2. Capture the test output (`ttl-validation-<timestamp>.log`) and attach it to the sprint evidence folder (`docs/modules/attestor/evidence/`).
## Result handling
- **Success:** Tests complete in ~34 minutes with `Total tests: 2, Passed: 2`. Store the log and note the run in `docs/implplan/archived/SPRINT_0100_0001_0001_identity_signing.md` under ATTESTOR-72-003.
- **Failure:** Preserve:
- `docker compose logs` for both services.
- `mongosh` output of `db.dedupe.getIndexes()` and sample documents.
- `redis-cli --raw ttl attestor:ttl:live:bundle:<id>`.
File an incident in the Attestor Guild channel and link the captured artifacts.
## Manual verification (optional)
If the helper script cannot be used:
1. Start MongoDB and Redis manually with equivalent configuration.
2. Set `ATTESTOR_LIVE_MONGO_URI` and `ATTESTOR_LIVE_REDIS_URI`.
3. Run `dotnet test src/Attestor/StellaOps.Attestor.sln --no-build --filter "Category=LiveTTL"`.
4. Follow the evidence handling steps above.
## Ownership
- Primary: Attestor Service Guild.
- Partner: QA Guild (observes TTL metrics, confirms evidence archiving).
## 2025-11-03 validation summary
- **Stack:** `mongod` 7.0.5 (tarball) + `mongosh` 2.0.2, `redis-server` 7.2.4 (source build) running on localhost without Docker.
- **Mongo results:** `dedupe` TTL index (`ttlAt`, `expireAfterSeconds: 0`) confirmed; document inserted with 20s TTL expired automatically after ~80s (expected allocator sweep). Evidence: `docs/modules/attestor/evidence/2025-11-03-mongo-ttl-validation.txt`.

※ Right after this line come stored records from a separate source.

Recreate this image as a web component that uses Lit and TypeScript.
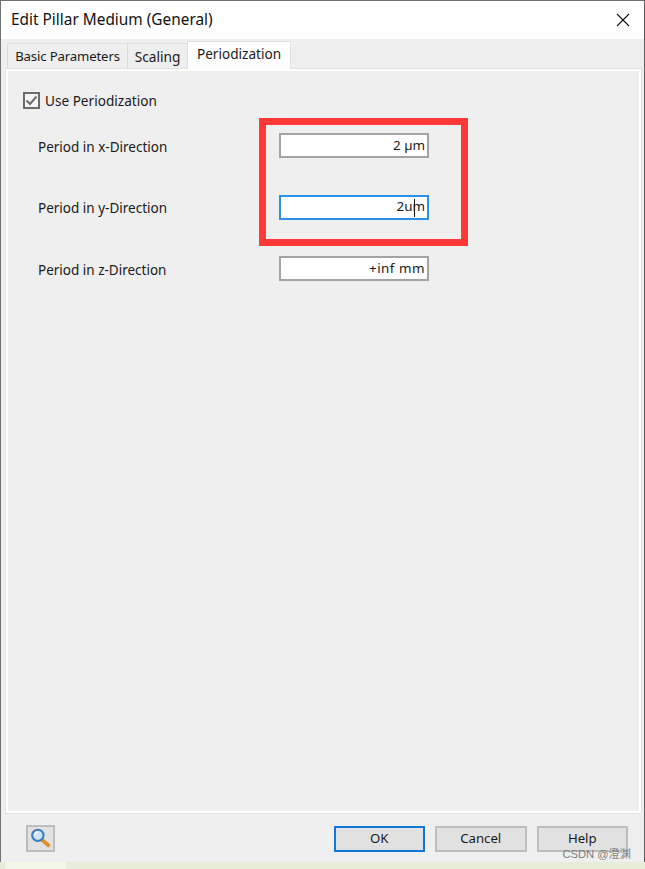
import { LitElement, html, css } from "lit";
import { customElement } from "lit/decorators.js";

@customElement("app-root")
export class AppRoot extends LitElement {
  static styles = css`
    :host { display: block; width: 645px; height: 869px; font-family: "Noto Sans", "Open Sans", sans-serif; color: #1a1a1a; }
    * { box-sizing: border-box; }
    .win { position: relative; width: 645px; height: 869px; background: #efefef; display: flex; flex-direction: column; border-top: 1px solid #6f6f6f; border-left: 1px solid #6f7472; border-right: 1px solid #5b5b5b; }
    .title { flex: none; height: 38px; background: #fff; display: flex; align-items: center; justify-content: space-between; padding: 0 14px 2px 10px; font-size: 15.4px; color: #111; }
    .close { width: 14px; height: 14px; display: block; margin-top: 2px; }
    .tabs { flex: none; display: flex; height: 29px; padding: 0 0 0 6px; align-items: flex-end; }
    .tab { height: 25px; background: #efefef; border: 1px solid #dcdcdc; border-bottom: none; font-size: 13.2px; display: flex; align-items: center; justify-content: center; margin-right: -1px; }
    .t1 { width: 121px; letter-spacing: -0.15px; }
    .t2 { width: 61px; font-size: 13.7px; }
    .t3 { width: 104px; height: 28px; background: #fff; margin-bottom: -1px; position: relative; z-index: 1; border-color: #e0e0e0; font-size: 13.6px; padding-bottom: 4px; }
    .panel { flex: none; margin: 0 2px 0 4px; height: 746px; border: 1px solid #e2e2e2; background: #efefef; box-shadow: inset 2px 2px 0 0 #fff, inset -2px -2px 0 0 #fff; padding: 22px 18px 0 17px; }
    .check { display: flex; align-items: center; gap: 5px; font-size: 13.6px; height: 18px; }
    .box { width: 17px; height: 17px; border: 2px solid #6b6b6b; background: #f6f6f6; display: block; }
    .rows { display: flex; flex-direction: column; gap: 36px; margin-top: 24px; padding-left: 15px; }
    .row { display: flex; align-items: center; height: 25px; font-size: 13.5px; }
    .row + .row { margin-top: 0.5px; }
    .row label { width: 241px; padding-top: 2px; }
    .input { width: 150px; height: 25px; background: #fff; border: 2px solid #a3a3a3; display: flex; align-items: center; justify-content: flex-end; padding: 0 2px 2px 0; font-size: 13.4px; position: relative; }
    .input.wide { letter-spacing: 0.5px; }
    .input.focus { border-color: #2d8fe6; }
    .caret { position: absolute; right: 12px; top: 2px; width: 1px; height: 18px; background: #111; }
    .mark { position: absolute; left: 258px; top: 117px; width: 209px; height: 128px; border: 7px solid #ff3838; }
    .foot { flex: 1; display: flex; align-items: flex-start; padding: 12px 16px 0 25px; }
    .icon { width: 29px; height: 27px; margin-top: -1px; background: #e1e1e1; border: 2px solid #bdbdbd; display: flex; align-items: center; justify-content: center; margin-right: auto; }
    .btn { width: 91.5px; height: 26px; background: #e1e1e1; border: 2px solid #bdbdbd; display: flex; align-items: center; justify-content: center; font-size: 13.2px; margin-left: 10px; padding-bottom: 2px; }
    .btn.def { border-color: #0f78d6; }
    .strip { position: absolute; left: -1px; right: -1px; bottom: 0; height: 7px; background: #e6eed9; display: flex; }
    .strip i { display: block; margin-left: 5px; width: 61px; background: #f1f6e8; }
    .wm { position: absolute; right: 13px; bottom: 8px; font-size: 11.2px; color: rgba(110,110,110,.9); font-family: "Liberation Sans", "Noto Sans CJK SC", sans-serif; }
  `;

  render() {
    return html`<div class="win">
      <div class="title">
        <span>Edit Pillar Medium (General)</span>
        <svg class="close" viewBox="0 0 14 14"><path d="M1 1L13 13M13 1L1 13" stroke="#111" stroke-width="1.1" fill="none"/></svg>
      </div>
      <div class="tabs">
        <div class="tab t1">Basic Parameters</div>
        <div class="tab t2">Scaling</div>
        <div class="tab t3">Periodization</div>
      </div>
      <div class="panel">
        <div class="check">
          <svg class="box" viewBox="0 0 13 13"><path d="M1.5 6.5L5 10L11.5 2.5" stroke="#6b6b6b" stroke-width="2" fill="none"/></svg>
          <span>Use Periodization</span>
        </div>
        <div class="rows">
          <div class="row"><label>Period in x-Direction</label><div class="input">2 µm</div></div>
          <div class="row"><label>Period in y-Direction</label><div class="input focus">2um<span class="caret"></span></div></div>
          <div class="row"><label>Period in z-Direction</label><div class="input wide">+inf mm</div></div>
        </div>
      </div>
      <div class="foot">
        <div class="icon">
          <svg width="22" height="21" viewBox="0 0 21 20">
            <path d="M11 11L17.5 16.5" stroke="#e0912a" stroke-width="3.6" stroke-linecap="round"/>
            <circle cx="7.5" cy="7" r="5.4" fill="#cfe3f6" stroke="#3a7cc4" stroke-width="2"/>
            <path d="M4.6 7a3 3 0 0 1 3-3" stroke="#fff" stroke-width="1.2" fill="none"/>
          </svg>
        </div>
        <div class="btn def">OK</div>
        <div class="btn">Cancel</div>
        <div class="btn">Help</div>
      </div>
      <div class="mark"></div>
      <div class="strip"><i></i></div>
      <div class="wm">CSDN @澄渊</div>
    </div>`;
  }
}
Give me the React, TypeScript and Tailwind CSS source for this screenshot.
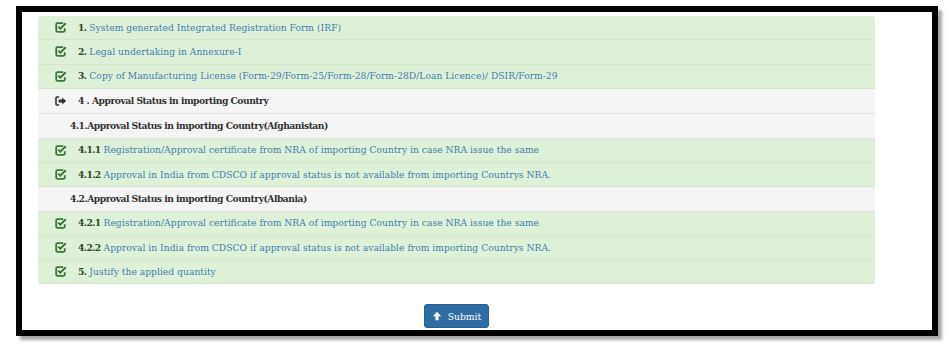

- **Redis results:** Key `attestor:ttl:live:bundle:validation` set with 45s TTL reached `TTL=-2` after ~47s confirming expiry propagation. Evidence: `docs/modules/attestor/evidence/2025-11-03-redis-ttl-validation.txt`.
- **Notes:** Local binaries built/run to accommodate sandbox without Docker; services shut down after validation.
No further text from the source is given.